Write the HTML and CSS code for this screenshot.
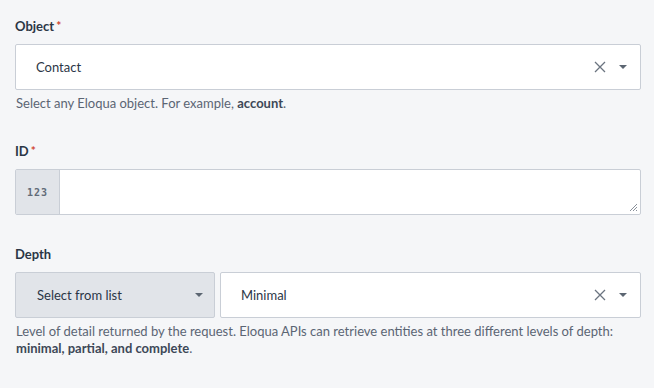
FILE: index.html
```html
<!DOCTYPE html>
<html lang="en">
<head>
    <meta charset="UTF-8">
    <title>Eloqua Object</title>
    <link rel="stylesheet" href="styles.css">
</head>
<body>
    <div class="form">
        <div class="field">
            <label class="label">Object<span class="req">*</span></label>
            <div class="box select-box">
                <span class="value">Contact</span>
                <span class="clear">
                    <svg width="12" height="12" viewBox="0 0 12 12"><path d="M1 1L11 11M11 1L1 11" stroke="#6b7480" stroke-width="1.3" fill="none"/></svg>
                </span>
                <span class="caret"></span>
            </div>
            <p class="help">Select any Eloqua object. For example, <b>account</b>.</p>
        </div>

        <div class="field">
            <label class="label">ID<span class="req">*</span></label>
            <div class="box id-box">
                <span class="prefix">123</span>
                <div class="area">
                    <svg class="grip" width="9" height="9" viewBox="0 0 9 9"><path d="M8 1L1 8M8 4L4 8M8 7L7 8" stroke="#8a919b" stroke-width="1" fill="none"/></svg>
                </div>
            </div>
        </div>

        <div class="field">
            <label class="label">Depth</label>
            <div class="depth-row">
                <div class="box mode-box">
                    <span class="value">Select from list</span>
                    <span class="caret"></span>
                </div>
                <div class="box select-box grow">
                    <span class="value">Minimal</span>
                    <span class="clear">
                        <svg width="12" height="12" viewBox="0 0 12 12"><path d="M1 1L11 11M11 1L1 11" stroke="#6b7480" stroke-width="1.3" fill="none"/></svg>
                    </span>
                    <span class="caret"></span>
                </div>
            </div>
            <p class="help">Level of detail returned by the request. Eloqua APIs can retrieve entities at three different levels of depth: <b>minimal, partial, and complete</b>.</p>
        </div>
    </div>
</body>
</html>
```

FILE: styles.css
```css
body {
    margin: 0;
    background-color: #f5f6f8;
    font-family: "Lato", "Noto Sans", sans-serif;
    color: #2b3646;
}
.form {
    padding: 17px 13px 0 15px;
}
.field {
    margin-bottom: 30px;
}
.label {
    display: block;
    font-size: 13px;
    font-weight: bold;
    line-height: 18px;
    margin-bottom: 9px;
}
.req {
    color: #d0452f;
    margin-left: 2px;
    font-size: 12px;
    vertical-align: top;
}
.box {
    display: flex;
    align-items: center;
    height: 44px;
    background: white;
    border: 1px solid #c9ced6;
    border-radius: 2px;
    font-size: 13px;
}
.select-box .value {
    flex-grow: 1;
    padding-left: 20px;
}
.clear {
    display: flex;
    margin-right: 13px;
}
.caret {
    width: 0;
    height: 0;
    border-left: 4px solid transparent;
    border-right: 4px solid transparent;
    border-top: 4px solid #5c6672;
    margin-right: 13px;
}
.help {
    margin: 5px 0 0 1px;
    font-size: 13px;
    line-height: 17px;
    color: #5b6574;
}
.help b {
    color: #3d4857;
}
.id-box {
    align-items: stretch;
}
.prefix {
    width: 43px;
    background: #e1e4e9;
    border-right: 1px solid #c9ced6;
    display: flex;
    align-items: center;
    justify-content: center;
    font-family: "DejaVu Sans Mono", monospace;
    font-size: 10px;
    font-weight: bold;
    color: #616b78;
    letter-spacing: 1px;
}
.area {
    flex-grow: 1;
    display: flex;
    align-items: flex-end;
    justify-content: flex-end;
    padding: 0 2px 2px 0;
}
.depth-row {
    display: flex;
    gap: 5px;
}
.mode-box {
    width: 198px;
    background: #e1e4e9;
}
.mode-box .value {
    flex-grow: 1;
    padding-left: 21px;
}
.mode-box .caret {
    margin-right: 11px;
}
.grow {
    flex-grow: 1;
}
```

○ ○ ○

**Description of the task:** Print out the whole of the material word for word, without pictures.

**Result for this task:**
Write the HTML and CSS code for this screenshot.
FILE: index.html
```html
<!DOCTYPE html>
<html lang="en">
<head>
    <meta charset="UTF-8">
    <title>Eloqua Object</title>
    <link rel="stylesheet" href="styles.css">
</head>
<body>
    <div class="form">
        <div class="field">
            <label class="label">Object<span class="req">*</span></label>
            <div class="box select-box">
                <span class="value">Contact</span>
                <span class="clear">
                    <svg width="12" height="12" viewBox="0 0 12 12"><path d="M1 1L11 11M11 1L1 11" stroke="#6b7480" stroke-width="1.3" fill="none"/></svg>
                </span>
                <span class="caret"></span>
            </div>
            <p class="help">Select any Eloqua object. For example, <b>account</b>.</p>
        </div>

        <div class="field">
            <label class="label">ID<span class="req">*</span></label>
            <div class="box id-box">
                <span class="prefix">123</span>
                <div class="area">
                    <svg class="grip" width="9" height="9" viewBox="0 0 9 9"><path d="M8 1L1 8M8 4L4 8M8 7L7 8" stroke="#8a919b" stroke-width="1" fill="none"/></svg>
                </div>
            </div>
        </div>

        <div class="field">
            <label class="label">Depth</label>
            <div class="depth-row">
                <div class="box mode-box">
                    <span class="value">Select from list</span>
                    <span class="caret"></span>
                </div>
                <div class="box select-box grow">
                    <span class="value">Minimal</span>
                    <span class="clear">
                        <svg width="12" height="12" viewBox="0 0 12 12"><path d="M1 1L11 11M11 1L1 11" stroke="#6b7480" stroke-width="1.3" fill="none"/></svg>
                    </span>
                    <span class="caret"></span>
                </div>
            </div>
            <p class="help">Level of detail returned by the request. Eloqua APIs can retrieve entities at three different levels of depth: <b>minimal, partial, and complete</b>.</p>
        </div>
    </div>
</body>
</html>
```

FILE: styles.css
```css
body {
    margin: 0;
    background-color: #f5f6f8;
    font-family: "Lato", "Noto Sans", sans-serif;
    color: #2b3646;
}
.form {
    padding: 17px 13px 0 15px;
}
.field {
    margin-bottom: 30px;
}
.label {
    display: block;
    font-size: 13px;
    font-weight: bold;
    line-height: 18px;
    margin-bottom: 9px;
}
.req {
    color: #d0452f;
    margin-left: 2px;
    font-size: 12px;
    vertical-align: top;
}
.box {
    display: flex;
    align-items: center;
    height: 44px;
    background: white;
    border: 1px solid #c9ced6;
    border-radius: 2px;
    font-size: 13px;
}
.select-box .value {
    flex-grow: 1;
    padding-left: 20px;
}
.clear {
    display: flex;
    margin-right: 13px;
}
.caret {
    width: 0;
    height: 0;
    border-left: 4px solid transparent;
    border-right: 4px solid transparent;
    border-top: 4px solid #5c6672;
    margin-right: 13px;
}
.help {
    margin: 5px 0 0 1px;
    font-size: 13px;
    line-height: 17px;
    color: #5b6574;
}
.help b {
    color: #3d4857;
}
.id-box {
    align-items: stretch;
}
.prefix {
    width: 43px;
    background: #e1e4e9;
    border-right: 1px solid #c9ced6;
    display: flex;
    align-items: center;
    justify-content: center;
    font-family: "DejaVu Sans Mono", monospace;
    font-size: 10px;
    font-weight: bold;
    color: #616b78;
    letter-spacing: 1px;
}
.area {
    flex-grow: 1;
    display: flex;
    align-items: flex-end;
    justify-content: flex-end;
    padding: 0 2px 2px 0;
}
.depth-row {
    display: flex;
    gap: 5px;
}
.mode-box {
    width: 198px;
    background: #e1e4e9;
}
.mode-box .value {
    flex-grow: 1;
    padding-left: 21px;
}
.mode-box .caret {
    margin-right: 11px;
}
.grow {
    flex-grow: 1;
}
```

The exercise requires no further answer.